El paro de julio del 99 redujo transitoriamente la prepotencia gubernamental, descubrió los inflexibles límites de las cámaras de la producción que no acudieron a la convocatoria de los indios, transportistas, trabajadores y provincias del país. Y, sin embargo, se prestaron a una llamada fuera de las circunstancias de la protesta popular, destinada a apuntalar el gobierno desde la oposición y substituir los temas reales por los ficticios. Privilegia la farsa de «la conspiración» (burda comedia) para poner en vigencia el péndulo que porta y distribuye el poder viciosamente.

Canallada histórica. Contraria a la evolución de los pueblos, al reconocimiento de sus combates y consecuencias.

La protesta cuestionó las falsas soluciones de notables, puso en tela de juicio todos los ‘cusines’, demostró que Mahuad se mantiene en el cargo porque encarna intereses de la banca especulativa nacional y extranjera. Por eso, cada vez que hay un pequeño temblor popular aparece la «comunidad financiera» con la advertencia, «no lo toquen». Pero hay algo mas, también lo afianza la discreta presencia del ejército norteamericano contra las drogas en territorio ecuatoriano, previsión o premisa de una gigantesca lucha en Los Andes, en caso de que Colombia sea convertida en un nuevo Vietman.

El presidente Mahuad es intocable, no por lo que dice o hace, sino por lo que deja hacer a sus banqueros y «demandas internacionales» que no requieren de su palabra ni consentimiento.

Muchos dogmas han caído con este paro, cuyo costo es infinitamente menor que cualquier devaluación u obsequio gubernamental a la banca.

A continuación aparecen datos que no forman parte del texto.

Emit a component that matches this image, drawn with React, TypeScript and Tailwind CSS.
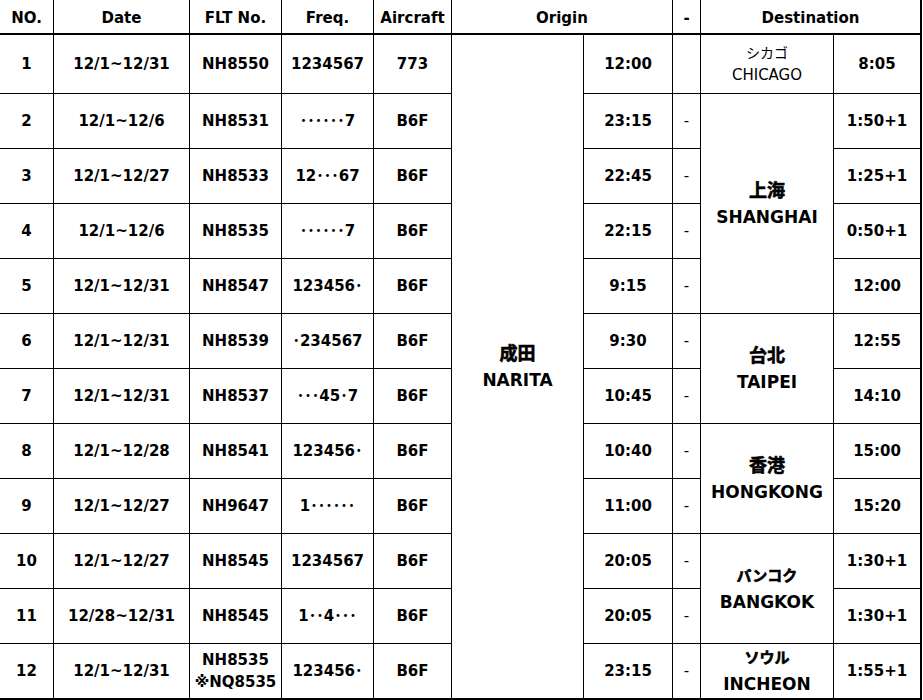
import React from "react";

type Row = {
  no: string;
  date: string;
  flt: React.ReactNode;
  freq: string;
  ac: string;
  dep: string;
  dash: boolean;
  dest?: { span: number; jp: string; en: string; jpClass: string; enClass: string };
  arr: string;
};

// CJK family has no real bold here, so thicken the strokes a little
const kanji = "text-[18px] leading-[26px] font-bold [-webkit-text-stroke:0.6px_black]";
const kana = "text-[15px] leading-[26px] font-bold [-webkit-text-stroke:0.6px_black]";
const city = "text-[17px] leading-[26px] font-bold";

const rows: Row[] = [
  { no: "1", date: "12/1~12/31", flt: "NH8550", freq: "1234567", ac: "773", dep: "12:00", dash: false, dest: { span: 1, jp: "シカゴ", en: "CHICAGO", jpClass: "text-[14px] leading-[22px] font-normal", enClass: "text-[15px] leading-[22px] font-normal" }, arr: "8:05" },
  { no: "2", date: "12/1~12/6", flt: "NH8531", freq: "･･････7", ac: "B6F", dep: "23:15", dash: true, dest: { span: 4, jp: "上海", en: "SHANGHAI", jpClass: kanji, enClass: city }, arr: "1:50+1" },
  { no: "3", date: "12/1~12/27", flt: "NH8533", freq: "12･･･67", ac: "B6F", dep: "22:45", dash: true, arr: "1:25+1" },
  { no: "4", date: "12/1~12/6", flt: "NH8535", freq: "･･････7", ac: "B6F", dep: "22:15", dash: true, arr: "0:50+1" },
  { no: "5", date: "12/1~12/31", flt: "NH8547", freq: "123456･", ac: "B6F", dep: "9:15", dash: true, arr: "12:00" },
  { no: "6", date: "12/1~12/31", flt: "NH8539", freq: "･234567", ac: "B6F", dep: "9:30", dash: true, dest: { span: 2, jp: "台北", en: "TAIPEI", jpClass: kanji, enClass: city }, arr: "12:55" },
  { no: "7", date: "12/1~12/31", flt: "NH8537", freq: "･･･45･7", ac: "B6F", dep: "10:45", dash: true, arr: "14:10" },
  { no: "8", date: "12/1~12/28", flt: "NH8541", freq: "123456･", ac: "B6F", dep: "10:40", dash: true, dest: { span: 2, jp: "香港", en: "HONGKONG", jpClass: kanji, enClass: city }, arr: "15:00" },
  { no: "9", date: "12/1~12/27", flt: "NH9647", freq: "1･･････", ac: "B6F", dep: "11:00", dash: true, arr: "15:20" },
  { no: "10", date: "12/1~12/27", flt: "NH8545", freq: "1234567", ac: "B6F", dep: "20:05", dash: true, dest: { span: 2, jp: "バンコク", en: "BANGKOK", jpClass: kana, enClass: city }, arr: "1:30+1" },
  { no: "11", date: "12/28~12/31", flt: "NH8545", freq: "1･･4･･･", ac: "B6F", dep: "20:05", dash: true, arr: "1:30+1" },
  {
    no: "12",
    date: "12/1~12/31",
    flt: (
      <div className="leading-[22px]">
        <div>NH8535</div>
        <div>※NQ8535</div>
      </div>
    ),
    freq: "123456･",
    ac: "B6F",
    dep: "23:15",
    dash: true,
    dest: { span: 1, jp: "ソウル", en: "INCHEON", jpClass: kana, enClass: city },
    arr: "1:55+1",
  },
];

const cell = "bg-white flex items-center justify-center text-center";
const head = "bg-white border-b border-black flex items-center justify-center font-bold pt-[3px]";

const spanClass: Record<number, string> = {
  1: "row-span-1",
  2: "row-span-2",
  4: "row-span-4",
};

export default function App() {
  return (
    <div className="bg-white w-[923px] h-[700px]">
      <div className="grid w-[922px] bg-black gap-px border-r-2 border-b-2 border-black grid-cols-[53px_135px_91px_91px_77px_131px_88px_27px_132px_86px] grid-rows-[34px_58px_repeat(11,54px)] font-['DejaVu_Sans','Noto_Sans_CJK_JP',sans-serif] text-[15px] font-bold text-black">
        <div className={head}>NO.</div>
        <div className={head}>Date</div>
        <div className={head}>FLT No.</div>
        <div className={head}>Freq.</div>
        <div className={head}>Aircraft</div>
        <div className={`${head} col-span-2`}>Origin</div>
        <div className={head}>-</div>
        <div className={`${head} col-span-2`}>Destination</div>

        {rows.map((r, i) => (
          <React.Fragment key={r.no}>
            <div className={cell}>{r.no}</div>
            <div className={cell}>{r.date}</div>
            <div className={cell}>{r.flt}</div>
            <div className={cell}>{r.freq}</div>
            <div className={cell}>{r.ac}</div>
            {i === 0 && (
              <div className={`${cell} row-span-12 flex-col`}>
                <div className={kanji}>成田</div>
                <div className={city}>NARITA</div>
              </div>
            )}
            <div className={cell}>{r.dep}</div>
            <div className={`${cell} font-normal`}>{r.dash ? "-" : ""}</div>
            {r.dest && (
              <div className={`${cell} ${spanClass[r.dest.span]} flex-col`}>
                <div className={r.dest.jpClass}>{r.dest.jp}</div>
                <div className={r.dest.enClass}>{r.dest.en}</div>
              </div>
            )}
            <div className={cell}>{r.arr}</div>
          </React.Fragment>
        ))}
      </div>
    </div>
  );
}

El costo del paro comparado con el de la persistencia de la política económica resulta insignificante.

El paro y las masas demostraron que los pueblos no dan golpes de Estado. El stablisment (gobierno, oposición y prejuicios) está unido. Si cae, caen todos; caso contrario, no cae nadie.

Cambiar lo naciente de la preocupación en las masas, dejar de lado lo trascendente que condujo el paro y, en su lugar, ubicar el tema de «la conspiración» y disputa DP-PSC es provocar un aluvión de basura y una cortina de barro que impiden ver mas allá.

Se ha restablecido la secuencia de siempre. Sin embargo, algo nuevo ha nacido.